• What the task requires:
Separate out the lines that hold "Tailwind".
***** Input records *****
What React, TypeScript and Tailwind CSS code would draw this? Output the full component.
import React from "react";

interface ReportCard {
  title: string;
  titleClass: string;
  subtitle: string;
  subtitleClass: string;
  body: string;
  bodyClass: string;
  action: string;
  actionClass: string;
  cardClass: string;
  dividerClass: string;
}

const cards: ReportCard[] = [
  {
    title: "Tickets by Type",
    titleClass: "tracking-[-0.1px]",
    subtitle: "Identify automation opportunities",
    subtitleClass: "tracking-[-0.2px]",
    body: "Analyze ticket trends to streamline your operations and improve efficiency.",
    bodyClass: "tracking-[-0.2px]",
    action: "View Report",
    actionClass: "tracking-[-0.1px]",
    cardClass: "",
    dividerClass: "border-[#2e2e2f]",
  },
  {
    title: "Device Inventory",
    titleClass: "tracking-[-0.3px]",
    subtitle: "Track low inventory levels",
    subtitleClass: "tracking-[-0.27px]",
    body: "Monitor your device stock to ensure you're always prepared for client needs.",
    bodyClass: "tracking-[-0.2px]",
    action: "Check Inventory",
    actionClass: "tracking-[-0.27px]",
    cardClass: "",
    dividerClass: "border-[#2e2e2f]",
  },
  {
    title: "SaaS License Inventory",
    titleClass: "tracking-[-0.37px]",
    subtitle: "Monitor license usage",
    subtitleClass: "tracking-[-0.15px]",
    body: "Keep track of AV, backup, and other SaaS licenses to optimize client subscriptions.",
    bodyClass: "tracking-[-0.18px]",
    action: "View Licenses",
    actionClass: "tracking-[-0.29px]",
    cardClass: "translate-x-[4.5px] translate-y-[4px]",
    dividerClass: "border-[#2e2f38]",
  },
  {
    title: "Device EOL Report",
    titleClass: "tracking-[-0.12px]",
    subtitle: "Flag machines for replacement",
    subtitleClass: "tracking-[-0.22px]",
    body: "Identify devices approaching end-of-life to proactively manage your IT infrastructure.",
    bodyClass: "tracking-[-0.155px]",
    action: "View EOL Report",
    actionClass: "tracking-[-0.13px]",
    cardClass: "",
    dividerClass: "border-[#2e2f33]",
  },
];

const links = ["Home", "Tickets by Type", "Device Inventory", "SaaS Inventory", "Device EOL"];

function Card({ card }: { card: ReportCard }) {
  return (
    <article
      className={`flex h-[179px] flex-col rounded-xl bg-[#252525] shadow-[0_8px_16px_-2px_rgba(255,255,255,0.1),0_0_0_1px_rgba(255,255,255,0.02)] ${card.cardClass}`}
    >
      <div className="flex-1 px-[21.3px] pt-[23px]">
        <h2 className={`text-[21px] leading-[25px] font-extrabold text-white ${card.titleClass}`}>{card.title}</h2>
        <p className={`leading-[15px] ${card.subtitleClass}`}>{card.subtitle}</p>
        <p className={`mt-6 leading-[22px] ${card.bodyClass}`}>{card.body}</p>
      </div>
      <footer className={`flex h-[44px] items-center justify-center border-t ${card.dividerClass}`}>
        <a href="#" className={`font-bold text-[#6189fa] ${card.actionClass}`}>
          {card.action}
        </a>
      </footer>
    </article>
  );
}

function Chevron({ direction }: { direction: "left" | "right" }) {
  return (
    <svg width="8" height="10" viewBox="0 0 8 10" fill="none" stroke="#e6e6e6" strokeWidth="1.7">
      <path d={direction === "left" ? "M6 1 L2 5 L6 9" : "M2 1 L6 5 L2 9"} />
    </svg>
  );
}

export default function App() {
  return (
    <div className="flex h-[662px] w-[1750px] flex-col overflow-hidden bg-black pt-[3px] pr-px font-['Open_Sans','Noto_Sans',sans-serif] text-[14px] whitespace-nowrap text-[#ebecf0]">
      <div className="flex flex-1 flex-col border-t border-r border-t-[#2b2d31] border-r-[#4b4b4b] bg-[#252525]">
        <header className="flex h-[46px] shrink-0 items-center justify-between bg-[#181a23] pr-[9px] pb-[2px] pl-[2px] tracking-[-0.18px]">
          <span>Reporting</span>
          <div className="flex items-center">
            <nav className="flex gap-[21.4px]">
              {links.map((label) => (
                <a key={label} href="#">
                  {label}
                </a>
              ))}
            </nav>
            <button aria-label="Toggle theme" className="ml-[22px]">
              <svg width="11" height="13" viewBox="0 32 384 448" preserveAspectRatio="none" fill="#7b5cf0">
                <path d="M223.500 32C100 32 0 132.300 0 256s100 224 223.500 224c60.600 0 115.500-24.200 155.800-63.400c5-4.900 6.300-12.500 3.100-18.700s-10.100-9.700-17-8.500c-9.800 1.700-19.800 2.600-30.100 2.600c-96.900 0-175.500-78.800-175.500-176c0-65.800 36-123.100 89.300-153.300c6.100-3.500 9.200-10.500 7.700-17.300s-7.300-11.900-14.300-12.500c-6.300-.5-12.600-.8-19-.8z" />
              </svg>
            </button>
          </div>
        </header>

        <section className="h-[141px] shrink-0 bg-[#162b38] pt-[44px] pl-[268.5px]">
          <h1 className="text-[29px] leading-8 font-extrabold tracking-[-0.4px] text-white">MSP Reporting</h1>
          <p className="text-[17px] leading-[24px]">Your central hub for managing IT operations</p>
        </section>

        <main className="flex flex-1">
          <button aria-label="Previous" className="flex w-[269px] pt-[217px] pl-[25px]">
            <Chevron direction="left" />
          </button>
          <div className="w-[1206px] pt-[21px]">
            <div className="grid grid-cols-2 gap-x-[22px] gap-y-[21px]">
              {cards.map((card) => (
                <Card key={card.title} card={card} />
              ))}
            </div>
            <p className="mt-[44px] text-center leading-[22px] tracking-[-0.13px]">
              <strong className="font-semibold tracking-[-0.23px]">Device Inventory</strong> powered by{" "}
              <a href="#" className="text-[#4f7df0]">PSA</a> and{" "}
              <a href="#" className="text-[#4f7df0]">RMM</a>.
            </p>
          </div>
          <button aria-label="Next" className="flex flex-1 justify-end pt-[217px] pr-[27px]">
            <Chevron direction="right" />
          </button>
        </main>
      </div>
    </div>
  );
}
*****
***** Input records *****
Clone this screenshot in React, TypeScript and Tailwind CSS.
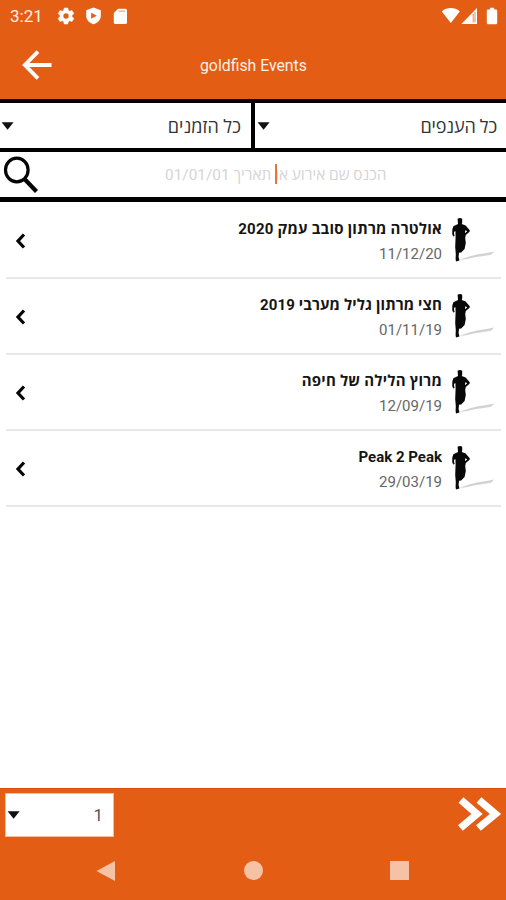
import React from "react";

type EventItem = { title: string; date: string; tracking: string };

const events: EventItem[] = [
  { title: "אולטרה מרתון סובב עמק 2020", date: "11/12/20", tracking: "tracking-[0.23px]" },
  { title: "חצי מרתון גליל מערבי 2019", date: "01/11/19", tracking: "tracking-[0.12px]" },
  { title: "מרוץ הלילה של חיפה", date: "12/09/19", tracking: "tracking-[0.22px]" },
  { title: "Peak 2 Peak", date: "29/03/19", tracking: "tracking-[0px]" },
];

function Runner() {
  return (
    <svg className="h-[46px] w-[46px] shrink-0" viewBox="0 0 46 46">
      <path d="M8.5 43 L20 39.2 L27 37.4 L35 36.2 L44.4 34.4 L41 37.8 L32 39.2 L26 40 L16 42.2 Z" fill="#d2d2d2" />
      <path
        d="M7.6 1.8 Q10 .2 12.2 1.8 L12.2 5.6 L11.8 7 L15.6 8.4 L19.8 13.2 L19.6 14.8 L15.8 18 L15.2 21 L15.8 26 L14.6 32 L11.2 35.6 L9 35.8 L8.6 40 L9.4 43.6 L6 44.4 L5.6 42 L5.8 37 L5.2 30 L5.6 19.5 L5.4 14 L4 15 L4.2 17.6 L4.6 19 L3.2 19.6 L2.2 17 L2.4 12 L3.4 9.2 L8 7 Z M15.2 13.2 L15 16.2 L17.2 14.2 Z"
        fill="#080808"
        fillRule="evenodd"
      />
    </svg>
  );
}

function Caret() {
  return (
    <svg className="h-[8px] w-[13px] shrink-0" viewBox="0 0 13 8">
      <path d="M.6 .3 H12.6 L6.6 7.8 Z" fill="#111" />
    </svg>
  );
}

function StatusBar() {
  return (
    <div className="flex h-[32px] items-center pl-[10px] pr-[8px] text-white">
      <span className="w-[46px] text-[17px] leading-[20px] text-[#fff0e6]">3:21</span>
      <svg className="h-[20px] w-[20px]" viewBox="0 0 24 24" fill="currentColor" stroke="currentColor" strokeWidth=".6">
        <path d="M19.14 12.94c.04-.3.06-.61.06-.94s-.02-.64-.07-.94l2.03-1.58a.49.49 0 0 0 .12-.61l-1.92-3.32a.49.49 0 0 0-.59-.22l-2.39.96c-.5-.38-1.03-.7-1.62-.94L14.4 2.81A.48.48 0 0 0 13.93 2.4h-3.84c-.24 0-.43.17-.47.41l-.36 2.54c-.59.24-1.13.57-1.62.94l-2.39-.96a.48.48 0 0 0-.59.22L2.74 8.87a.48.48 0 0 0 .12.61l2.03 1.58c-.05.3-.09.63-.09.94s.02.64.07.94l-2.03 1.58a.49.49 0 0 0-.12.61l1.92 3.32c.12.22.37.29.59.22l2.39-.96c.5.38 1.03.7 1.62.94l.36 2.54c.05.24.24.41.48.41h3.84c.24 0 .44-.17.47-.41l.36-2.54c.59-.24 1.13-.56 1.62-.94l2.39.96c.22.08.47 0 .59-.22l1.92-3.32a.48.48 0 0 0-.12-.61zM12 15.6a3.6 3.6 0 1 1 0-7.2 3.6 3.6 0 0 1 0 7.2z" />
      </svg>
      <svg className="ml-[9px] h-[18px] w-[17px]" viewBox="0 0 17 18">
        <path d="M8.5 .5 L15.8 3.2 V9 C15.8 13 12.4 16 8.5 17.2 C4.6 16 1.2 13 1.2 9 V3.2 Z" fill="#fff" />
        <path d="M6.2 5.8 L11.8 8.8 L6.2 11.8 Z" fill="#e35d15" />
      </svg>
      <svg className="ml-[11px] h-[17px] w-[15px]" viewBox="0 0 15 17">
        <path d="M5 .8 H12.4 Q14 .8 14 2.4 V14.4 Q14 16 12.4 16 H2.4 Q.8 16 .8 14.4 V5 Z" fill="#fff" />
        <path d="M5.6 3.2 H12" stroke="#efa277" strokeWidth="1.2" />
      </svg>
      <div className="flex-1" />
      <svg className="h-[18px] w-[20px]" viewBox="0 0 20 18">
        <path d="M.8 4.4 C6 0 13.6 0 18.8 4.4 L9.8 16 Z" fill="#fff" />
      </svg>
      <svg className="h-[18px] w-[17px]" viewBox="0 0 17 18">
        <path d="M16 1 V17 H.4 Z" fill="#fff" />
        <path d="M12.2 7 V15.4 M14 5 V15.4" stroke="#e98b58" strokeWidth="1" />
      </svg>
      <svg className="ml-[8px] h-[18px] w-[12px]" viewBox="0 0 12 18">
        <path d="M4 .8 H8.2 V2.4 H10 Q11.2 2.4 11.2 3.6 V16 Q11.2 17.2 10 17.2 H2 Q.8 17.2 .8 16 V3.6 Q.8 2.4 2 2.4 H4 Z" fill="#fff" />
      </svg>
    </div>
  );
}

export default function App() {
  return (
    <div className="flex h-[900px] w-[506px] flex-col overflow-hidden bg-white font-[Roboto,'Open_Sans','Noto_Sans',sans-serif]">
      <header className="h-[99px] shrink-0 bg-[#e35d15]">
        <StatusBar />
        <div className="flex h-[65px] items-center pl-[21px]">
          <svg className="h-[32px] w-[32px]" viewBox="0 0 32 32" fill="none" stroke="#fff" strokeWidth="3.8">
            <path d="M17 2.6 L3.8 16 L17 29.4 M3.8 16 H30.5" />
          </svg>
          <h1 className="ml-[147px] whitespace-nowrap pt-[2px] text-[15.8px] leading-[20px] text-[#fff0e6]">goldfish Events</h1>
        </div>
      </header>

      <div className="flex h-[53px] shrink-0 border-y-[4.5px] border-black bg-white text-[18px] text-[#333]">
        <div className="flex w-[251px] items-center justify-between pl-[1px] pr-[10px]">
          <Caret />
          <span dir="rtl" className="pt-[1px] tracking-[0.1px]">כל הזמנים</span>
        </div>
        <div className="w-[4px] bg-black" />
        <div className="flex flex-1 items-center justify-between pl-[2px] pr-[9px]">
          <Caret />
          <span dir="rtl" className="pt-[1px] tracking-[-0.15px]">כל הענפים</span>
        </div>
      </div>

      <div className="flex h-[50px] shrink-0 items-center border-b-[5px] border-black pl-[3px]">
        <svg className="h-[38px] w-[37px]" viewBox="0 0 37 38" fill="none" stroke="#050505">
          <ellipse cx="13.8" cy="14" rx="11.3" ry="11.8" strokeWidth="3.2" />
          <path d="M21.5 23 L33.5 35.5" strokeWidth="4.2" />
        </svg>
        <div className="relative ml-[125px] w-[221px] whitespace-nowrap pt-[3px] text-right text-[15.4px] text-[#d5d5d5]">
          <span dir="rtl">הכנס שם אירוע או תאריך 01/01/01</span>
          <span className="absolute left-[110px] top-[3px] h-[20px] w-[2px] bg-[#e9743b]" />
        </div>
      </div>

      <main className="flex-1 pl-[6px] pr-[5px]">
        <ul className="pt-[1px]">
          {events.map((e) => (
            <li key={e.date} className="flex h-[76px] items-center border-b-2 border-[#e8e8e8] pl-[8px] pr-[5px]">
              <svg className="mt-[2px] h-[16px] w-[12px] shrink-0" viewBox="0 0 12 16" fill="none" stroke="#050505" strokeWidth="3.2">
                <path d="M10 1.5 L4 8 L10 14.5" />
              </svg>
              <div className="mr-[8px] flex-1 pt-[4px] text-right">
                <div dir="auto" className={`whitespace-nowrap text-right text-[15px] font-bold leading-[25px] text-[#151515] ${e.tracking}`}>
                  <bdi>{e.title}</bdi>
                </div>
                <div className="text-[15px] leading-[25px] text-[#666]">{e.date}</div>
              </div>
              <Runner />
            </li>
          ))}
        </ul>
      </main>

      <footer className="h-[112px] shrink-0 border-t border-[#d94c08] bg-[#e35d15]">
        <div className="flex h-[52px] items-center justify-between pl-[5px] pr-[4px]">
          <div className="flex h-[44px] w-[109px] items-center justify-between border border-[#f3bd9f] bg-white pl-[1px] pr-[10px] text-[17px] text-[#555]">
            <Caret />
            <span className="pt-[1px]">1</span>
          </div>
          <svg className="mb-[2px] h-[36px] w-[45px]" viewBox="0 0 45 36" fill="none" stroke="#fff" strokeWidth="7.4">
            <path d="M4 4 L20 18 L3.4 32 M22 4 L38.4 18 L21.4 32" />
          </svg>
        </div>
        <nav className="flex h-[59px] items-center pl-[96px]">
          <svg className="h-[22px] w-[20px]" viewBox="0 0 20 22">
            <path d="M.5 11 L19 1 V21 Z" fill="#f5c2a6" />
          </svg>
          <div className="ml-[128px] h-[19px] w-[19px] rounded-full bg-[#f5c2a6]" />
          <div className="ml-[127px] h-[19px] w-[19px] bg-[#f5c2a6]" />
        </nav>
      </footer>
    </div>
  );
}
*****
• Output of the task:
What React, TypeScript and Tailwind CSS code would draw this? Output the full component.
Clone this screenshot in React, TypeScript and Tailwind CSS.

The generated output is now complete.